Die Geschichten über individuelle Kaffeepremieren klingen in unserer Runde ähnlich unangenehm. Warum fanden wir diese Getränke einst ungeniessbar? Wir rätseln.
Ein Baby will nur Süsses
Ernährungspsychologin Brigitte Jenni weiss eine einleuchtende Antwort: «Die Geschmacksnerven auf der Zunge sind bei einem Kind noch nicht fähig, bittere Lebensmittel als lecker wahrzunehmen.» Ein Säugling mag alleine Süsses. Die Muttermilch ist dank einem höheren Laktoseanteil deutlich süsser als Kuhmilch. Mit etwa vier Monaten schmeckt einem Kleinkind auch leicht salziges, später kommt sauer als Geschmacksrichtung dazu. Erst in der Pubertät entwickeln Heranwachsende einen Geschmack für Bitteres. «Deshalb kommen bittere Gemüse wie Chicorée, Kohl oder Spinat bei Kindern nicht gut an», erklärt Brigitte Jenni.
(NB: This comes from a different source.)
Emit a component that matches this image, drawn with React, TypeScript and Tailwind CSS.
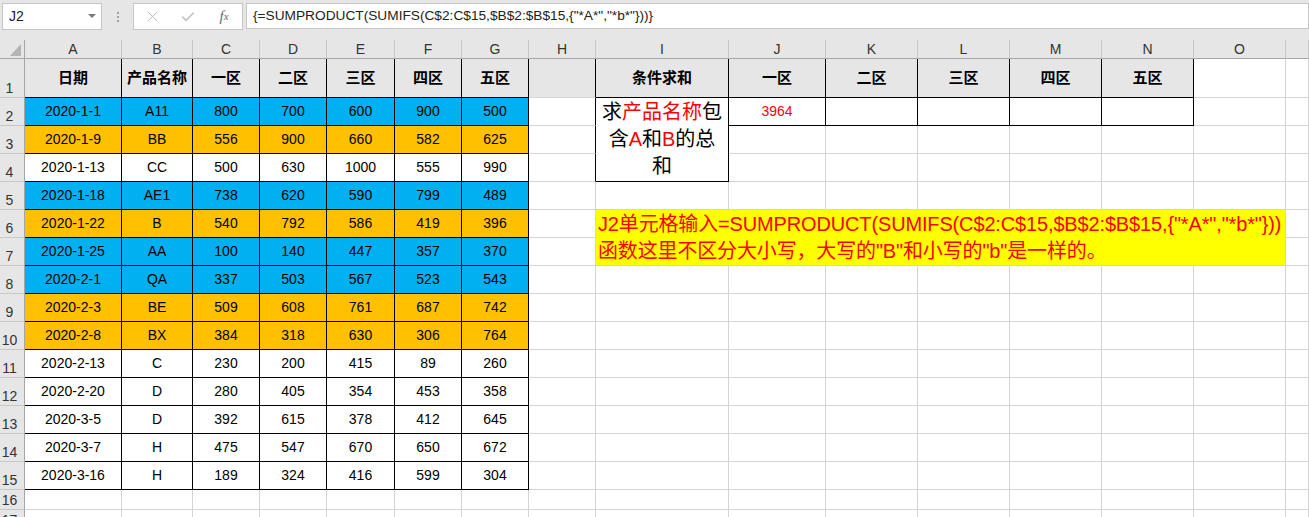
import React from 'react';
import { X, Check } from 'lucide-react';

type Fill = 'blue' | 'orange' | 'none';

interface Row {
  date: string;
  name: string;
  v: number[];
  fill: Fill;
}

const data: Row[] = [
  { date: '2020-1-1', name: 'A11', v: [800, 700, 600, 900, 500], fill: 'blue' },
  { date: '2020-1-9', name: 'BB', v: [556, 900, 660, 582, 625], fill: 'orange' },
  { date: '2020-1-13', name: 'CC', v: [500, 630, 1000, 555, 990], fill: 'none' },
  { date: '2020-1-18', name: 'AE1', v: [738, 620, 590, 799, 489], fill: 'blue' },
  { date: '2020-1-22', name: 'B', v: [540, 792, 586, 419, 396], fill: 'orange' },
  { date: '2020-1-25', name: 'AA', v: [100, 140, 447, 357, 370], fill: 'blue' },
  { date: '2020-2-1', name: 'QA', v: [337, 503, 567, 523, 543], fill: 'blue' },
  { date: '2020-2-3', name: 'BE', v: [509, 608, 761, 687, 742], fill: 'orange' },
  { date: '2020-2-8', name: 'BX', v: [384, 318, 630, 306, 764], fill: 'orange' },
  { date: '2020-2-13', name: 'C', v: [230, 200, 415, 89, 260], fill: 'none' },
  { date: '2020-2-20', name: 'D', v: [280, 405, 354, 453, 358], fill: 'none' },
  { date: '2020-3-5', name: 'D', v: [392, 615, 378, 412, 645], fill: 'none' },
  { date: '2020-3-7', name: 'H', v: [475, 547, 670, 650, 672], fill: 'none' },
  { date: '2020-3-16', name: 'H', v: [189, 324, 416, 599, 304], fill: 'none' },
];

const fillClass: Record<Fill, string> = {
  blue: 'bg-[#00b0f0]',
  orange: 'bg-[#ffc000]',
  none: 'bg-white',
};

const zones = ['一区', '二区', '三区', '四区', '五区'];
const COLS = ['A', 'B', 'C', 'D', 'E', 'F', 'G', 'H', 'I', 'J', 'K', 'L', 'M', 'N', 'O', 'P'];

// c: 1 = A ... 16 = P
const inBox = (r: number, c: number) => {
  if (r >= 1 && r <= 15 && c >= 1 && c <= 7) return true;
  if (r >= 1 && r <= 2 && c >= 9 && c <= 14) return true;
  if (r >= 3 && r <= 4 && c === 9) return true;
  return false;
};

const edge = (r: number, c: number) => {
  const right = inBox(r, c) || inBox(r, c + 1);
  const bottom = inBox(r, c) || inBox(r + 1, c);
  return `${right ? 'border-r-black' : 'border-r-[#d4d4d4]'} ${bottom ? 'border-b-black' : 'border-b-[#d4d4d4]'}`;
};

// cells hidden under a merged range
const covered = (r: number, c: number) => {
  if ((r === 3 || r === 4) && c === 9) return true;
  if (r === 6 && c >= 10 && c <= 15) return true;
  if (r === 7 && c >= 9 && c <= 15) return true;
  return false;
};

const base = 'border-r border-b flex items-center justify-center overflow-hidden whitespace-nowrap';

const renderCell = (r: number, c: number) => {
  const key = `c${r}-${c}`;

  if (r === 2 && c === 9) {
    return (
      <div key={key} className={`row-span-3 ${base} ${edge(4, 9)} flex-col bg-white text-[20px] leading-[27px] text-black`}>
        <span>求<span className="text-[#ff0000]">产品名称</span>包</span>
        <span>含<span className="text-[#ff0000]">A</span>和<span className="text-[#ff0000]">B</span>的总</span>
        <span>和</span>
      </div>
    );
  }

  if (r === 6 && c === 9) {
    return (
      <div key={key} className={`col-span-7 row-span-2 ${base} ${edge(7, 15)} flex-col !items-start bg-[#ffff00] pl-[2px] text-[20px] leading-[27px] tracking-[-0.15px] text-[#ff0000]`}>
        <span>{'J2单元格输入=SUMPRODUCT(SUMIFS(C$2:C$15,$B$2:$B$15,{"*A*","*b*"}))'}</span>
        <span>{'函数这里不区分大小写，大写的"B"和小写的"b"是一样的。'}</span>
      </div>
    );
  }

  let content: React.ReactNode = null;
  let bg = 'bg-white';
  let text = 'text-[14px] text-black';

  if (r === 1) {
    if (c <= 14) bg = 'bg-[#e7e6e6]';
    text = 'text-[15px] font-bold text-black';
    if (c === 1) content = '日期';
    if (c === 2) content = '产品名称';
    if (c >= 3 && c <= 7) content = zones[c - 3];
    if (c === 9) content = '条件求和';
    if (c >= 10 && c <= 14) content = zones[c - 10];
  } else if (r >= 2 && r <= 15) {
    const row = data[r - 2];
    if (c <= 7) bg = fillClass[row.fill];
    if (c === 1) content = row.date;
    if (c === 2) content = row.name;
    if (c >= 3 && c <= 7) content = row.v[c - 3];
    if (r === 2 && c === 10) {
      content = '3964';
      text = 'text-[14px] text-[#ff0000]';
    }
  }

  return (
    <div key={key} className={`${base} ${edge(r, c)} ${bg} ${text}`}>
      {content}
    </div>
  );
};

const FormulaBar = () => (
  <div className="h-[40px] bg-[#e6e6e6] pt-[3px] pl-[2px] flex items-start">
    <div className="w-[100px] h-[27px] bg-white border border-[#c6c6c6] flex items-center justify-between pl-[6px] pr-[5px]">
      <span className="text-[14px] text-[#222]">J2</span>
      <svg width="8" height="5" viewBox="0 0 8 5">
        <polygon points="0,0 8,0 4,4" fill="#7a7a7a" />
      </svg>
    </div>
    <div className="w-[31px] h-[27px] flex flex-col items-center justify-center gap-[2px]">
      <span className="w-[2px] h-[2px] bg-[#a0a0a0]" />
      <span className="w-[2px] h-[2px] bg-[#a0a0a0]" />
      <span className="w-[2px] h-[2px] bg-[#a0a0a0]" />
    </div>
    <div className="w-[110px] h-[27px] bg-white border border-[#c6c6c6] flex items-center">
      <div className="w-[36px] flex justify-center">
        <X size={17} strokeWidth={1.4} color="#bdbdbd" />
      </div>
      <div className="w-[36px] flex justify-center">
        <Check size={16} strokeWidth={2.5} color="#c4c4c4" />
      </div>
      <div className="w-[36px] flex justify-center font-['Liberation_Serif',serif] italic text-[15px] text-[#6b6b6b]">
        f<span className="text-[11px] mt-[3px]">x</span>
      </div>
    </div>
    <div className="ml-[3px] flex-1 h-[26px] bg-white border border-[#c6c6c6] flex items-center pl-[6px] text-[13.7px] text-[#222] whitespace-nowrap">
      {'{=SUMPRODUCT(SUMIFS(C$2:C$15,$B$2:$B$15,{"*A*","*b*"}))}'}
    </div>
  </div>
);

export default function App() {
  const cells: React.ReactNode[] = [];

  cells.push(
    <div key="corner" className="bg-[#e6e6e6] border-r border-b border-r-[#a6a6a6] border-b-[#a6a6a6] flex items-end justify-end pr-[3px] pb-[2px]">
      <svg width="11" height="12" viewBox="0 0 11 12">
        <polygon points="11,0 11,12 0,12" fill="#b4b4b4" />
      </svg>
    </div>
  );
  COLS.forEach((L) =>
    cells.push(
      <div key={`h${L}`} className="bg-[#e6e6e6] border-r border-b border-r-[#c8c8c8] border-b-[#a6a6a6] flex items-center justify-center text-[14px] text-[#333] overflow-hidden">
        {L === 'P' ? '' : L}
      </div>
    )
  );

  for (let r = 1; r <= 17; r++) {
    cells.push(
      <div key={`r${r}`} className="bg-[#e6e6e6] border-r border-b border-r-[#a6a6a6] border-b-[#c8c8c8] flex items-end justify-center pr-[5px] text-[14px] leading-[18px] text-[#333]">
        {r}
      </div>
    );
    for (let c = 1; c <= 16; c++) {
      if (covered(r, c)) continue;
      cells.push(renderCell(r, c));
    }
  }

  return (
    <div className="w-[1309px] h-[517px] overflow-hidden bg-white font-['Liberation_Sans','Noto_Sans_CJK_SC',sans-serif]">
      <FormulaBar />
      <div className="h-[477px] overflow-hidden">
        <div className="grid grid-cols-[25px_97px_71px_67px_67px_68px_67px_67px_67px_133px_97px_92px_92px_92px_92px_92px_23px] grid-rows-[19px_39px_repeat(14,28px)_20px_20px]">
          {cells}
        </div>
      </div>
    </div>
  );
}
Die Vorliebe für Süsses ist nicht zufällig: «Vor allem Kohlenhydrate schmecken süss. Diese braucht das Baby, um zu wachsen», sagt Brigitte Jenni. Auch die Abneigung gegen Bitteres sei eine nützliche Reaktion des Körpers: «Einem Kind fehlen Enzyme und Katalysatoren, um Stoffe wie Alkohol oder Koffein zu verarbeiten.»
Dass der Nachwuchs trotzdem gerne einen Schluck Bier oder Kaffee aus dem Glas oder der Tasse der Eltern nascht, hat hingegen wenig mit dem Geschmack zu tun: «Als Kind will man das Verhalten der Eltern nachmachen», erklärt Brigitte Jenni.
Mit 15 Jahren können Heranwachsende schon besser beurteilen, ob sie etwas vertragen. «An den bitteren Geschmack», so Jenni, «muss man sich aber erst gewöhnen.» Pubertierende wenden sich von den Eltern ab und orientieren sich an Freunden oder anderen Vorbildern. Beispielsweise beginnen sie zu trinken, um zur Clique zu gehören. Beim Kaffee hingegen beginnt der regelmässige Konsum häufig in der Schule oder bei der Lehrstelle: «Vor einer Prüfung oder einer anderen Situation, die Konzentration verlangt, putscht man sich am Automaten auf», sagt Jenni. «Einige zeigen anderen so, dass dies den gewünschten Effekt haben kann.»